世に生を得るは事を成すにあり。(坂本竜馬)
人間には生まれながらにしてその人固有の「役割」がある。自分の命は何かを成し遂げるために使われるべきである。それが「使命」である。食べるため、お金を稼ぐためだけに命があるのではない。この言葉にはこういった価値観が表われているのかと思います。
「自分の人生は自分の人生なのだから、好きに生きたらいい、別に誰にも文句を言われる筋合いはない」という人もいると思います。そのとおりです。ですが、もう少し、長い時間、広い視野で見ると、自分個人とは小さな存在ではあるが、何か役割があるのではないかと考えることも可能です。
100年以上続く老舗のある経営者は、「私にはこの長く続いている会社(老舗)を後に続ける「役割」がある」と話してくれました。「たすき」を渡すように、「次の世代にこの老舗をつなぐ責任がある、つぶしてはいけない」というのです。また、老舗に養子で入ることは「誇り」であると話してくれました。
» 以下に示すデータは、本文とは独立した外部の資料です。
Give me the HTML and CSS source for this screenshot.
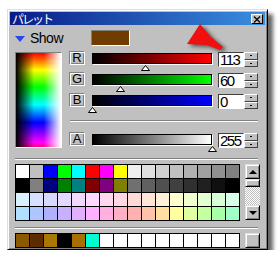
FILE: index.html
```html
<!DOCTYPE html>
<html>
<head>
  <meta charset="utf-8">
  <title>パレット</title>
  <link rel="stylesheet" href="styles.css">
</head>
<body>

  <div class="window">
    <div class="titlebar">
      <span class="title">パレット</span>
      <button class="close">
        <svg width="8" height="7" viewBox="0 0 8 7"><path d="M1 0.5 L7 6.5 M7 0.5 L1 6.5" stroke="#000" stroke-width="1.2"/></svg>
      </button>
    </div>

    <div class="panel">
      <div class="show-row">
        <span class="tri"></span>
        <span class="show">Show</span>
        <span class="swatch"></span>
      </div>

      <div class="main">
        <div class="spectrum"></div>
        <div class="sliders">
          <div class="row">
            <span class="label">R</span>
            <div class="track"><div class="bar bar-r"></div><span class="thumb" data-v="113"></span></div>
            <div class="num"><span class="val">113</span><span class="spin"><i></i><i></i></span></div>
          </div>
          <div class="row">
            <span class="label">G</span>
            <div class="track"><div class="bar bar-g"></div><span class="thumb" data-v="60"></span></div>
            <div class="num"><span class="val">60</span><span class="spin"><i></i><i></i></span></div>
          </div>
          <div class="row">
            <span class="label">B</span>
            <div class="track"><div class="bar bar-b"></div><span class="thumb" data-v="0"></span></div>
            <div class="num"><span class="val">0</span><span class="spin"><i></i><i></i></span></div>
          </div>
          <div class="sep sep-short"></div>
          <div class="row">
            <span class="label">A</span>
            <div class="track"><div class="bar bar-a"></div><span class="thumb" data-v="255"></span></div>
            <div class="num"><span class="val">255</span><span class="spin"><i></i><i></i></span></div>
          </div>
        </div>
      </div>

      <div class="sep sep-wide"></div>

      <div class="palette-row">
        <div id="grid" class="grid"></div>
        <div class="scroll">
          <span class="sbtn"><b class="up"></b></span>
          <span class="sthumb"></span>
          <span class="strack"></span>
          <span class="sbtn"><b class="down"></b></span>
        </div>
      </div>

      <div class="sep sep-wide sep-low"></div>

      <div class="recent-row">
        <div id="recent" class="grid recent"></div>
        <span class="plain-btn"></span>
      </div>
    </div>
  </div>

  <svg class="arrow" width="46" height="36" viewBox="0 0 46 36">
    <polygon points="15,4 26,17 38,27 35,30 22,25 2,24" fill="#f01010"/>
  </svg>

  <script>
    // palette data
    const palette = [
      '#ffffff','#c0c0c0','#0000ff','#00ff00','#00ffff','#ff0000','#ff00ff','#ffff00',
      '#f0f0f0','#e0e0e0','#d0d0d0','#c0c0c0','#b0b0b0','#a0a0a0','#909090','#808080',
      '#000000','#808080','#000080','#008000','#008080','#800000','#800080','#808000',
      '#707070','#606060','#505050','#404040','#303030','#202020','#101010','#000000',
      '#d8f0ff','#d8e0ff','#d8d8ff','#e4d8ff','#f0d8ff','#ffd8ff','#ffd8f0','#ffd8e4',
      '#ffd8d8','#ffe4d8','#fff0d8','#ffffd0','#f0ffd0','#e4ffd0','#d8ffd8','#d8ffe8',
      '#b0e0ff','#b0c4ff','#b0b0ff','#c8b0ff','#e0b0ff','#ffb0ff','#ffb0e0','#ffb0c4',
      '#ffb0b0','#ffc4a8','#ffe0a0','#ffffa0','#e0ffa0','#c4ffa0','#a8ffa8','#a0ffc8'
    ];
    const recent = ['#8b5a00','#5a2c00','#a87800','#000000','#a87000','#00ffd0'];

    function fill(el, colors, count) {
      for (let i = 0; i < count; i++) {
        const c = document.createElement('span');
        c.style.background = colors[i] || '#ffffff';
        el.appendChild(c);
      }
    }
    fill(document.getElementById('grid'), palette, 64);
    fill(document.getElementById('recent'), recent, 16);

    // slider thumbs
    document.querySelectorAll('.thumb').forEach(t => {
      t.style.left = Math.round(t.dataset.v / 255 * 120) + 'px';
      t.innerHTML = '<svg width="9" height="6"><polygon points="4.5,0.5 8.5,5.5 0.5,5.5" fill="#fff" stroke="#000"/></svg>';
    });
  </script>
</body>
</html>
```

FILE: styles.css
```css
body {
  margin: 0;
  padding: 9px 0 0 7px;
  background: #fff;
  font-family: "Liberation Sans", Arial, sans-serif;
  position: relative;
}
.window {
  width: 255px;
  height: 235px;
  padding: 2px;
  background: #c0c0c0;
  border: 1px solid;
  border-color: #dfdfdf #000 #000 #dfdfdf;
  box-shadow: inset 1px 1px #fff, inset -1px -1px #808080, 5px 5px 4px rgba(0,0,0,0.6);
}
.titlebar {
  height: 13px;
  display: flex;
  align-items: center;
  justify-content: space-between;
  padding: 0 2px;
  background: linear-gradient(to right, #081c88, #3a8ee0);
}
.title {
  color: #fff;
  font-family: "Noto Sans CJK JP", sans-serif;
  font-size: 12px;
  line-height: 13px;
  letter-spacing: -2px;
}
.close {
  width: 12px;
  height: 10px;
  padding: 0;
  margin-top: 1px;
  display: flex;
  align-items: center;
  justify-content: center;
  background: #c0c0c0;
  border: 1px solid;
  border-color: #fff #000 #000 #fff;
}
.panel {
  padding: 5px 5px 0 5px;
}
.show-row {
  display: flex;
  align-items: center;
  height: 16px;
}
.tri {
  width: 0;
  height: 0;
  margin-top: 2px;
  border-left: 5px solid transparent;
  border-right: 5px solid transparent;
  border-top: 6px solid #2848e8;
}
.show {
  width: 61px;
  margin-left: 5px;
  font-size: 14px;
  letter-spacing: -0.5px;
}
.swatch {
  width: 37px;
  height: 14px;
  background: #713c00;
  border: 1px solid;
  border-color: #808080 #fff #fff #808080;
}
.main {
  display: flex;
  margin-top: 4px;
}
.spectrum {
  width: 47px;
  height: 96px;
  margin-top: 2px;
  box-sizing: border-box;
  border: 1px solid;
  border-color: #808080 #fff #fff #808080;
  background:
    linear-gradient(to right, #000, rgba(0,0,0,0) 40%, rgba(255,255,255,0) 62%, #fff),
    linear-gradient(to bottom, #f00, #ff0 18%, #0f0 36%, #0ff 55%, #00f 74%, #f0f 95%, #f08);
}
.sliders {
  margin-left: 7px;
  width: 189px;
  padding-top: 1px;
}
.row {
  display: flex;
  align-items: flex-start;
  height: 21px;
}
.label {
  width: 16px;
  height: 14px;
  box-sizing: border-box;
  border: 1px solid;
  border-color: #808080 #fff #fff #808080;
  box-shadow: inset 1px 1px #fff, inset -1px -1px #808080;
  font-size: 13px;
  line-height: 12px;
  text-align: center;
}
.track {
  position: relative;
  width: 120px;
  margin: 2px 0 0 7px;
}
.bar {
  height: 11px;
  box-sizing: border-box;
  border: 1px solid #000;
  box-shadow: 1px 1px #fff;
}
.bar-r { background: linear-gradient(to right, #000, #f00); }
.bar-g { background: linear-gradient(to right, #000, #0f0); }
.bar-b { background: linear-gradient(to right, #000, #00f); }
.bar-a { background: linear-gradient(to right, #000, #fff); }
.thumb {
  position: absolute;
  top: 12px;
  margin-left: -4px;
  line-height: 0;
}
.num {
  display: flex;
  margin: 1px 0 0 6px;
  height: 15px;
}
.val {
  width: 23px;
  height: 13px;
  background: #fff;
  border: 1px solid;
  border-color: #404040 #fff #fff #404040;
  font-size: 15px;
  line-height: 13px;
  padding-left: 1px;
  letter-spacing: -1.5px;
}
.spin {
  width: 14px;
  display: flex;
  flex-direction: column;
}
.spin i {
  flex: 1;
  position: relative;
  border: 1px solid;
  border-color: #fff #404040 #404040 #fff;
}
.spin i::after {
  content: "";
  position: absolute;
  left: 5px;
  top: 2px;
  width: 2px;
  height: 1px;
  background: #000;
}
.sep {
  height: 0;
  border-top: 1px solid #808080;
  border-bottom: 1px solid #fff;
}
.sep-short {
  margin: 6px 0 10px 1px;
}
.sep-wide {
  width: 243px;
  margin-top: 5px;
}
.sep-low {
  margin-top: 6px;
}
.palette-row {
  display: flex;
  margin-top: 4px;
}
.grid {
  display: grid;
  grid-template-columns: repeat(16, 13px);
  grid-auto-rows: 13px;
  gap: 1px;
  padding: 1px;
  background: #000;
}
.scroll {
  width: 15px;
  height: 56px;
  margin-left: 5px;
  display: flex;
  flex-direction: column;
}
.sbtn, .sthumb, .plain-btn {
  box-sizing: border-box;
  background: #c0c0c0;
  border: 1px solid;
  border-color: #dfdfdf #000 #000 #dfdfdf;
  box-shadow: inset 1px 1px #fff, inset -1px -1px #808080;
}
.sbtn {
  height: 15px;
  display: flex;
  align-items: center;
  justify-content: center;
}
.sthumb {
  height: 8px;
}
.strack {
  flex: 1;
  background: repeating-conic-gradient(#fff 0 25%, #c0c0c0 0 50%) 0 0 / 2px 2px;
}
.up, .down {
  width: 0;
  height: 0;
  border-left: 4px solid transparent;
  border-right: 4px solid transparent;
}
.up { border-bottom: 4px solid #000; }
.down { border-top: 4px solid #000; }
.recent-row {
  display: flex;
  margin-top: 4px;
}
.plain-btn {
  width: 15px;
  height: 15px;
  margin-left: 5px;
}
.arrow {
  position: absolute;
  left: 185px;
  top: 20px;
  filter: drop-shadow(3px 2px 2px rgba(0,0,0,0.6));
}
```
自分の好きな人生だけを歩くのではなく、歴史ある老舗の「たすき」をつなげることに「誇り」を感じ、親に「しっかりやってこい!」と送り出されたそうです。
やりたいことをやる人生もありますが、人から必要とされる人生もあるのだと思います。「役割」という考え方があれば、人から必要とされる人生に誇りや意義を感じることができるのだと思います。野球にも攻撃の役割や守備の役割があるように、映画や舞台でそれぞれの俳優に役割があるように、それぞれの人生に役割があるのでしょう。そして、自分の人生においては、自分が主人公となるのです。